Tom Widdowson

Personal information
- Full name: Thomas Haslam Widdowson
- Date of birth: Q1 1862
- Place of birth: Hucknall, England
- Date of death: 20 June 1944 (aged 82)
- Place of death: Nottingham, England
- Position: Goalkeeper

Senior career*
- Years: Team / Apps / (Gls)
- 1887–1888: Nottingham Forest
- 1888–1890: Notts County / 12 / (0)
- 1890–1898: Nottingham Forest
- 1898–????: Kimberley Town F.C.

= Tom Widdowson =

English footballer

Thomas Widdowson (1862 – 1944) was an English footballer who played in The Football League for Notts County.

==Early career==
Tom Widdowson was born in Hucknall, in the County of Nottinghamshire. When Widdowson was born, (between 1 January and 31 March 1862) Hucknall was an industrial centre just to the North of the City of Nottingham. Apparently, Widdowson appeared to be a late developer in football terms as he was not signed by Nottingham Forest until 1887, when he was past his 25th Birthday. When Widdowson was on the books at Nottingham Forest, 1887-1888 the club were not playing in a competitive League but did enter the F.A. Cup. Widdowson was still at Forest at the start of 1888–1889 season but by December 1888 Notts County needed a goalkeeper and so Widdowson, approaching his 27th Birthday signed for a Football League club.

==League & Notts County debut==
Tom Widdowson made his debut at Trent Bridge, Nottingham on 8 December 1888. The opponents were high-flying Aston Villa, with only 1,500 in attendance. The weather was terrible, heavy rainfall, and Notts County had prioritized a FA Cup tie so the League team was described as a "scratch" side.

Many County players were making their Club or League debuts and some, never played again after this match. However, picked out for praise was Tom Widdowson who was described by contemporary accounts as having a good match. Widdowson could do nothing to stop the shot from Albert Brown that put Villa ahead. Widdowson had parried a powerful shot from Villa forward, Archie Hunter, but he couldn't hold the ball which fell to Brown who scored. County played well after going behind and came back into the game and got a deserved equalizer, scored by Bob Jardine. 1–1 at Half-Time.

Villa forward Archie Goodall restored Villa' lead. Goodall latched onto a shot by fellow forward, Tommy Green and swept the ball past Widdowson. County rallied again after falling behind and scored a second equalizer by debut man Fred Weightman. County did have a chance to take the lead but after County equalized it was all Villa. Tommy Green restored Villa' lead and Archie Goodall made sure of the two points with his second goal in the match. Full Time score Notts County 2-4 Aston Villa.

==1888-1889 season==
Tom Widdowson made his debut on 8 December 1888 as goalkeeper for Notts County.

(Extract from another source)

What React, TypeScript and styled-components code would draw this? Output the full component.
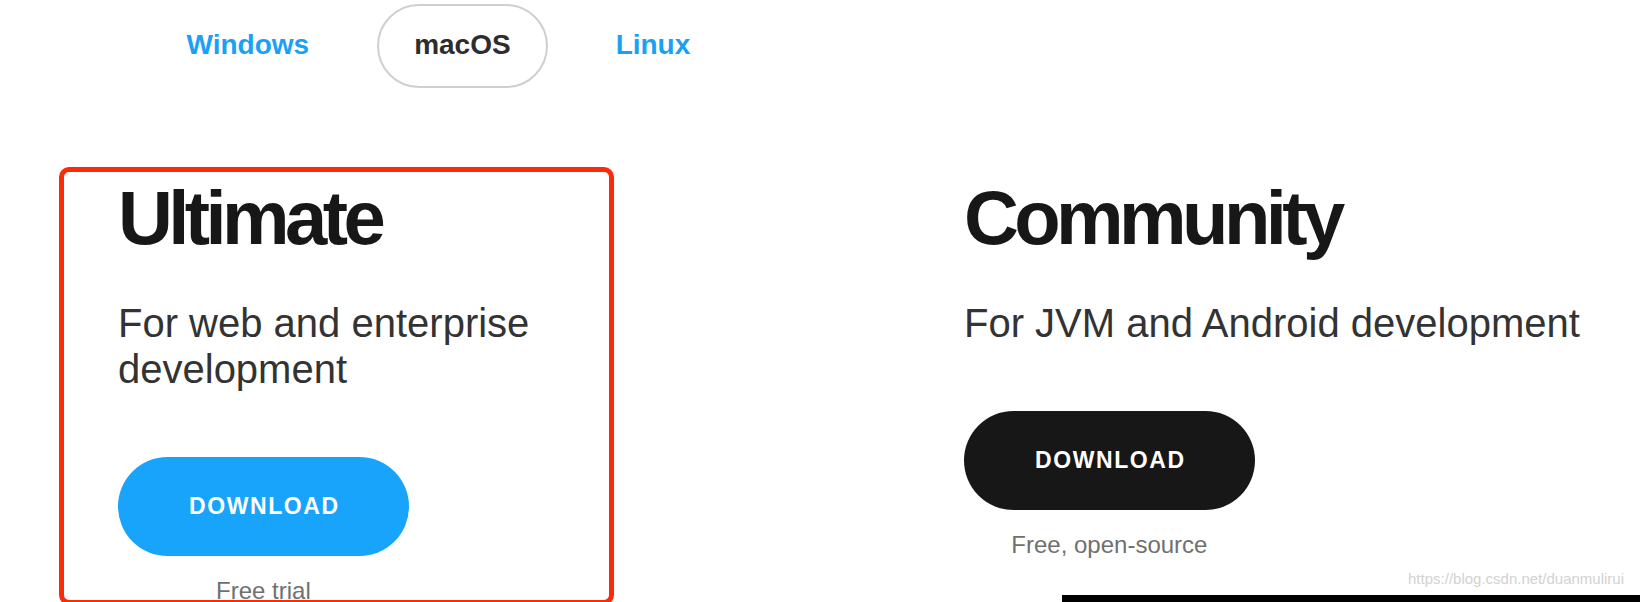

He became ever-present from his debut so, from 8 December 1888 until the final game of the season, 16 March 1889 Widdowson played 12 times in goal in League matches and twice in FA Cup ties. He achieved two clean-sheets. In a 3–0 win over high-flying Wolverhampton Wanderers at Trent Bridge on 19 January 1889 and a 2–0 win over Old Brightonians at Trent Bridge on 2 February 1889. The latter match was a FA Cup first-round tie.

Widdowson played 12 league matches for Notts County and when he played his team scored 21 goals (out of 40) and conceded 37 out of 73 goals. The 40 goals was the joint third lowest tally by any League club that season. The 73 goals conceded was the worst by any League club in 1888–1889. Notts County finished 11th and had to seek re-election.

==1889 onwards==
Widdowson was retained for the 1889–1890 season by Notts County but he never got to play a first team match. So when he played on 16 March 1889 at Castle Cricket Ground, Nottingham against Derby County that was his last match for Notts County and his last League appearance.

In 1890 he returned to Nottingham Forest. Nottingham Forest played in a League called the Football Alliance which Forest won in 1891–1892. In 1892-1893 Nottingham Forest were elected to the Football League. Widdowson remained on Forest' books until 1898 but he was never called up to play a League match. In 1898 now aged 36, he left Forest and joined Kimberley Town Football Club who competed in the FA Cup. There are no records of when Widdowson retired from football. Widdowson died, aged 82, on 20 June 1944 in Nottingham.